Mardi Gras, Photographer –Daniel Duggan

United States

Meet Louisiana-Part II

Each year millions of people around the world celebrate Carnival, or Mardi Gras. Due to its history and culture, Louisiana is the Mardi Gras-captital in the United States. However, celebrations in the Pelican State are very much different than most other locations. If you have never been to Louisiana during its Mardi Gras Festivals, be sure to plan ahead and mark it as a “must-do”.

Do you enjoy a party? Around the world people in places like Italy, France, and Brazil have been in the throes of the biggest party in the world, Carnival or Mardi Gras, which falls on 13 February this year. Mardi Gras, French for Fat Tuesday, is also celebrated in several places throughout the United States – Mobile, Alabama; Biloxi, Mississippi; Galveston, Texas and across the entire state of Louisiana. Indeed, Louisiana is known throughout the globe for its Mardi Gras traditions.
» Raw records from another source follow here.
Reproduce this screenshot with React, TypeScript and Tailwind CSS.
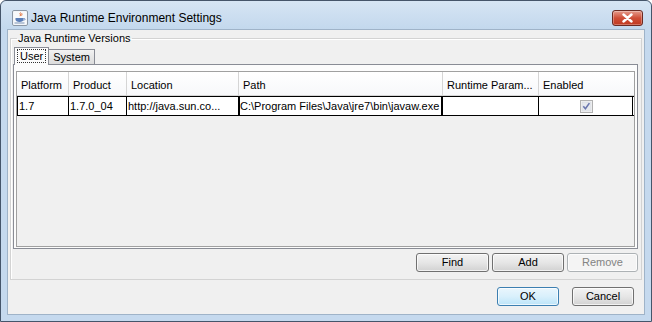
import React from "react";

const columns = [
  { label: "Platform", width: 52 },
  { label: "Product", width: 58 },
  { label: "Location", width: 112 },
  { label: "Path", width: 204 },
  { label: "Runtime Param...", width: 96 },
  { label: "Enabled", width: 94 },
];

const row = ["1.7", "1.7.0_04", "http://java.sun.co...", "C:\\Program Files\\Java\\jre7\\bin\\javaw.exe", ""];

function JavaIcon() {
  return (
    <svg width="16" height="16" viewBox="0 0 16 16">
      <rect x="0.5" y="0.5" width="15" height="15" rx="1.5" fill="#eef2f6" stroke="#8b97a5" />
      <rect x="1.5" y="1.5" width="13" height="13" fill="#f7f9fb" />
      <path d="M8.5 2.5c-1.5 1.2 1 2 -0.5 3.6M10 3.2c-1 .8.6 1.3-.4 2.4" stroke="#e0662a" strokeWidth="1" fill="none" />
      <path d="M3.5 8h8v1.5c0 1.6-1.6 2.5-4 2.5s-4-.9-4-2.5z" fill="#5b7fb8" />
      <path d="M11.5 8.6h1c.8 0 .8 1.6-1 1.8" stroke="#5b7fb8" strokeWidth="0.9" fill="none" />
      <rect x="2.5" y="12.5" width="10" height="1" fill="#7d93b5" />
    </svg>
  );
}

function CloseButton() {
  return (
    <div className="w-[31px] h-[16px] rounded-[3px] border border-[#6b2a22] bg-gradient-to-b from-[#e49a8b] via-[#cf4e37] to-[#c0391f] flex items-center justify-center shadow-[inset_0_0_0_1px_rgba(255,255,255,0.3)]">
      <svg width="11" height="10" viewBox="0 0 11 10">
        <path d="M1.5 1.5l8 7M9.5 1.5l-8 7" stroke="#ffffff" strokeWidth="2.4" strokeLinecap="round" />
      </svg>
    </div>
  );
}

function CheckBox() {
  return (
    <svg width="13" height="13" viewBox="0 0 13 13">
      <rect x="0.5" y="0.5" width="12" height="12" fill="#f4f4f4" stroke="#b1b1b1" />
      <rect x="2" y="2" width="9" height="9" fill="#e6e9ee" stroke="#d0d4da" strokeWidth="0.5" />
      <path d="M3.3 6.3l2.1 2.4 4-5.6" stroke="#6a76ae" strokeWidth="1.6" fill="none" />
    </svg>
  );
}

function Button({
  label,
  width,
  variant = "normal",
}: {
  label: string;
  width: string;
  variant?: "normal" | "default" | "disabled";
}) {
  const style =
    variant === "default"
      ? "border-[#3c7fb1] bg-gradient-to-b from-[#eaf6fd] via-[#d9f0fc] to-[#bce4f8] text-black"
      : variant === "disabled"
        ? "border-[#adb2b5] bg-[#f4f4f4] text-[#838383]"
        : "border-[#707070] bg-gradient-to-b from-[#f3f3f3] via-[#e6e6e6] to-[#d2d2d2] text-black";
  return (
    <div
      className={`${width} h-[19px] rounded-[3px] border flex items-center justify-center text-[11px] leading-none shadow-[inset_0_0_0_1px_rgba(255,255,255,0.7)] ${style}`}
    >
      {label}
    </div>
  );
}

export default function App() {
  return (
    <div
      className="w-[652px] h-[322px] bg-[#c5d9ee] border border-[#45556a] rounded-t-[6px] flex flex-col text-black"
      style={{ fontFamily: '"Liberation Sans", Arial, sans-serif' }}
    >
      {/* Title bar */}
      <div className="h-[28px] flex items-start pt-[9px] pl-[11px] pr-[8px] bg-gradient-to-b from-[#d6e5f4] to-[#c3d8ed] rounded-t-[6px]">
        <JavaIcon />
        <span className="ml-[3px] text-[12px] leading-[16px] text-black">Java Runtime Environment Settings</span>
        <div className="ml-auto">
          <CloseButton />
        </div>
      </div>

      {/* Client area */}
      <div className="mx-[6px] mb-[6px] flex-1 border border-[#9fb3c8] bg-[#f0f0f0] flex flex-col">
        <fieldset className="mx-[2px] mt-[1px] border border-[#d3d3d3] shadow-[inset_1px_1px_0_#ffffff] pl-[2px] pr-[3px] pb-[7px]">
          <legend className="ml-[4px] px-[1px] text-[11px] leading-[14px]">Java Runtime Versions</legend>

          {/* Tabs */}
          <div className="flex items-end mt-[2px] pl-[1px] h-[17px]">
            <div className="relative z-10 h-[18px] -mb-[1px] px-[3px] pt-[2px] border border-b-0 border-[#898c95] bg-[#fcfcfc] text-[11px] leading-[13px]">
              <span className="px-[2px] outline outline-1 outline-dotted outline-[#333]">User</span>
            </div>
            <div className="h-[15px] px-[4px] border border-b-0 border-l-0 border-[#898c95] bg-gradient-to-b from-[#f2f2f2] to-[#dcdcdc] text-[11px] leading-[14px]">
              System
            </div>
          </div>

          {/* Tab panel */}
          <div className="h-[185px] border border-[#898c95] bg-[#fcfcfc] pt-[6px] px-[2px] pb-[1px]">
            <div className="h-full border border-[#a0a0a0] bg-[#f0f0f0] flex flex-col">
              {/* Header */}
              <div className="flex h-[24px] bg-gradient-to-b from-[#ffffff] to-[#f7f8fa] border-b border-[#d5d5d5]">
                {columns.map((c, i) => (
                  <div
                    key={c.label}
                    className={`h-full flex items-center pl-[4px] pt-[3px] text-[11px] whitespace-nowrap overflow-hidden ${i < columns.length - 1 ? "border-r border-[#d5d5d5]" : ""}`}
                    style={{ width: c.width }}
                  >
                    {c.label}
                  </div>
                ))}
              </div>

              {/* Row */}
              <div className="flex h-[20px] bg-white border-y border-black">
                {columns.map((c, i) => (
                  <div
                    key={c.label}
                    className={`h-full flex items-center text-[11px] whitespace-nowrap overflow-hidden border-r border-black ${i === 0 ? "border-l" : ""} ${i === 3 ? "shadow-[inset_1px_0_0_#000,inset_-1px_0_0_#000] pl-[1px]" : "pl-[1px]"} ${i === 5 ? "justify-center pl-0" : ""}`}
                    style={{ width: c.width }}
                  >
                    {i === 5 ? <CheckBox /> : row[i]}
                  </div>
                ))}
              </div>
            </div>
          </div>

          {/* Panel buttons */}
          <div className="flex justify-end gap-[3px] mt-[4px]">
            <Button label="Find" width="w-[73px]" />
            <Button label="Add" width="w-[72px]" />
            <Button label="Remove" width="w-[71px]" variant="disabled" />
          </div>
        </fieldset>

        {/* Dialog buttons */}
        <div className="flex justify-end gap-[13px] mt-[7px] pr-[10px]">
          <Button label="OK" width="w-[62px]" variant="default" />
          <Button label="Cancel" width="w-[62px]" />
        </div>
      </div>
    </div>
  );
}
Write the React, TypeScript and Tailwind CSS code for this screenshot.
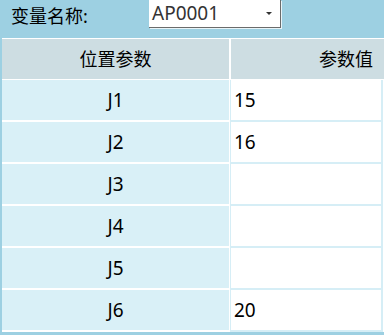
import React from 'react';

const rows: { name: string; value: string }[] = [
  { name: 'J1', value: '15' },
  { name: 'J2', value: '16' },
  { name: 'J3', value: '' },
  { name: 'J4', value: '' },
  { name: 'J5', value: '' },
  { name: 'J6', value: '20' },
];

const font = { fontFamily: '"Noto Sans", "Noto Sans CJK SC", sans-serif' };

export default function App() {
  return (
    <div className="w-[384px] h-[335px] overflow-hidden bg-[#9dd0e2] text-black" style={font}>
      {/* top bar */}
      <div className="flex h-[38px] items-start">
        <div className="pl-[11px] pt-[4px] text-[18px] leading-[24px] w-[149px]">变量名称:</div>
        <div className="relative flex h-[28px] w-[132px] items-center bg-white border-r border-b border-[#6b6b6b] shadow-[1px_1px_0_#e8f4f8]">
          <span className="pl-[3px] text-[19px] leading-none text-[#333]">AP0001</span>
          <span className="absolute right-[8px] top-[12px] h-0 w-0 border-x-[3px] border-t-[3px] border-x-transparent border-t-[#333]" />
        </div>
      </div>

      {/* table */}
      <div className="ml-[2px] bg-white pt-px">
        <div className="flex h-[41px] gap-[2px] border-b border-white">
          <div className="flex w-[227px] items-center justify-center bg-[#cddde2] text-[18px]">位置参数</div>
          <div className="flex flex-1 items-center justify-end bg-[#cddde2] pr-[11px] text-[18px]">参数值</div>
        </div>
        {rows.map((r) => (
          <div key={r.name} className="flex h-[42px] gap-[1px]">
            <div className="mb-[2px] flex w-[227px] items-center justify-center bg-[#d9f0f7] text-[19px]">{r.name}</div>
            <div className="flex w-[153px] items-center border-l border-r-2 border-b-2 border-[#d6eef6] bg-white pl-[3px] text-[19px]">
              {r.value}
            </div>
          </div>
        ))}
      </div>
    </div>
  );
}
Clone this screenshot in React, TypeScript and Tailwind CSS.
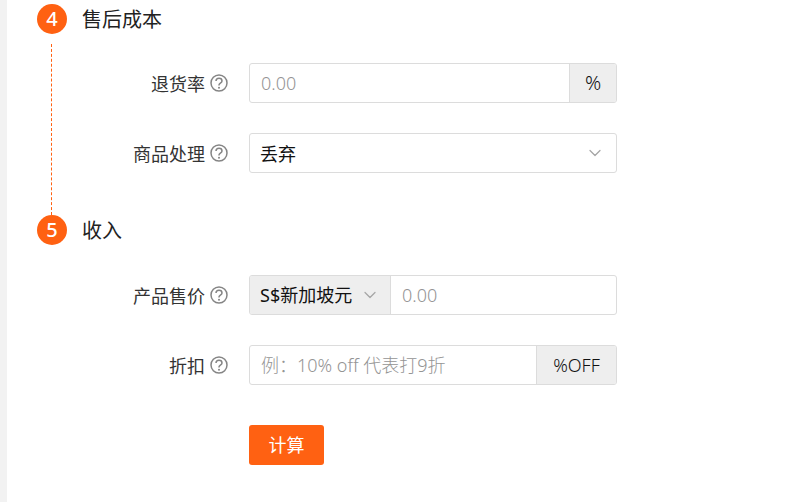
import { ChevronDown } from 'lucide-react'
import type { ReactNode } from 'react'

function HelpIcon() {
  return (
    <svg viewBox="0 0 18 18" className="h-[18px] w-[18px] shrink-0" fill="none">
      <circle cx="9" cy="9" r="8" stroke="#858585" strokeWidth="1.5" />
      <path
        d="M6 7.1c0-1.7 1.3-2.8 3-2.8s3 1 3 2.6c0 1.2-.8 1.8-1.6 2.3-.9.6-1.4 1-1.4 1.9v.4"
        stroke="#858585"
        strokeWidth="1.5"
      />
      <circle cx="9" cy="13.7" r="1" fill="#858585" />
    </svg>
  )
}

function Step({ num, title }: { num: number; title: string }) {
  return (
    <div className="flex h-[30px] items-center gap-[15px]">
      <span className="flex h-[30px] w-[30px] items-center justify-center rounded-full bg-[#ff6112] text-[20px] font-medium text-white">
        {num}
      </span>
      <span className="pt-[2px] text-[20px] leading-[30px] text-[#222]">{title}</span>
    </div>
  )
}

function Row({ label, children }: { label: string; children: ReactNode }) {
  return (
    <div className="flex h-10 items-center">
      <div className="flex w-[191px] items-center justify-end gap-[5px]">
        <span className="pt-[2px] text-[18px] text-[#333]">{label}</span>
        <HelpIcon />
      </div>
      <div className="ml-[21px] flex h-10 w-[368px] overflow-hidden rounded-[3px] border border-[#dcdcdc] text-[18px] text-[#111]">
        {children}
      </div>
    </div>
  )
}

function App() {
  return (
    <div className="flex h-[502px] w-[791px] overflow-hidden bg-white font-['Noto_Sans','Noto_Sans_CJK_SC',sans-serif]">
      <div className="w-[7px] bg-[#f2f2f2]" />
      <div className="flex-1 pl-[30px] pt-1">
        {/* 售后成本 */}
        <Step num={4} title="售后成本" />
        <div className="ml-[14px] mt-[10px] flex h-[171px] flex-col gap-[30px] border-l border-dashed border-[#ff6112] pt-[19px]">
          <div className="-ml-[15px]">
            <Row label="退货率">
              <span className="flex flex-1 items-center px-[11px] font-light text-[#949494]">0.00</span>
              <span className="flex w-[47px] items-center justify-center border-l border-[#dcdcdc] bg-[#eeeeee] text-[20px] font-light">%</span>
            </Row>
          </div>
          <div className="-ml-[15px]">
            <Row label="商品处理">
              <span className="flex flex-1 items-center justify-between pl-[10px] pr-[11px]">
                <span className="pt-[2px]">丢弃</span>
                <ChevronDown className="h-5 w-5 text-[#a6a6a6]" strokeWidth={1.5} />
              </span>
            </Row>
          </div>
        </div>
        {/* 收入 */}
        <Step num={5} title="收入" />
        <div className="mt-[30px] flex flex-col gap-[30px]">
          <Row label="产品售价">
            <span className="flex w-[141px] items-center justify-between whitespace-nowrap border-r border-[#dcdcdc] bg-[#eeeeee] pl-[10px] pr-[10px]">
              S$新加坡元
              <ChevronDown className="h-5 w-5 text-[#a6a6a6]" strokeWidth={1.5} />
            </span>
            <span className="flex flex-1 items-center px-[11px] font-light text-[#949494]">0.00</span>
          </Row>
          <Row label="折扣">
            <span className="flex flex-1 items-center whitespace-nowrap px-[11px] font-light text-[#949494]">例：10% off 代表打9折</span>
            <span className="flex w-[80px] items-center justify-center border-l border-[#dcdcdc] bg-[#eeeeee] font-light">%OFF</span>
          </Row>
          <div className="ml-[212px] mt-[10px]">
            <button className="h-10 w-[75px] rounded-[3px] bg-[#ff6112] text-[18px] text-white">计算</button>
          </div>
        </div>
      </div>
    </div>
  )
}

export default App
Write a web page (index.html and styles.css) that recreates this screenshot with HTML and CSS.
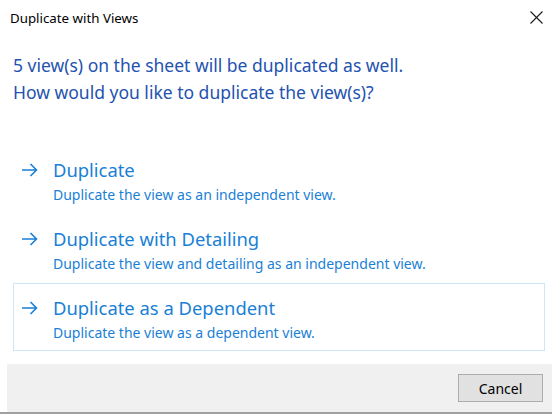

A bit of history about Mardi Gras. When Christianity was being spread throughout Europe, church leaders decided to retain some of the pagan holidays, like Saturnalia and Lupercalia, to soften the transition into Christianity. The pagan holidays, like Mardi Gras, focused on fun, food, and family. This decision not only eased the conversion of many pagans into Christians, it also preserved a celebratory custom that would spread throughout the world.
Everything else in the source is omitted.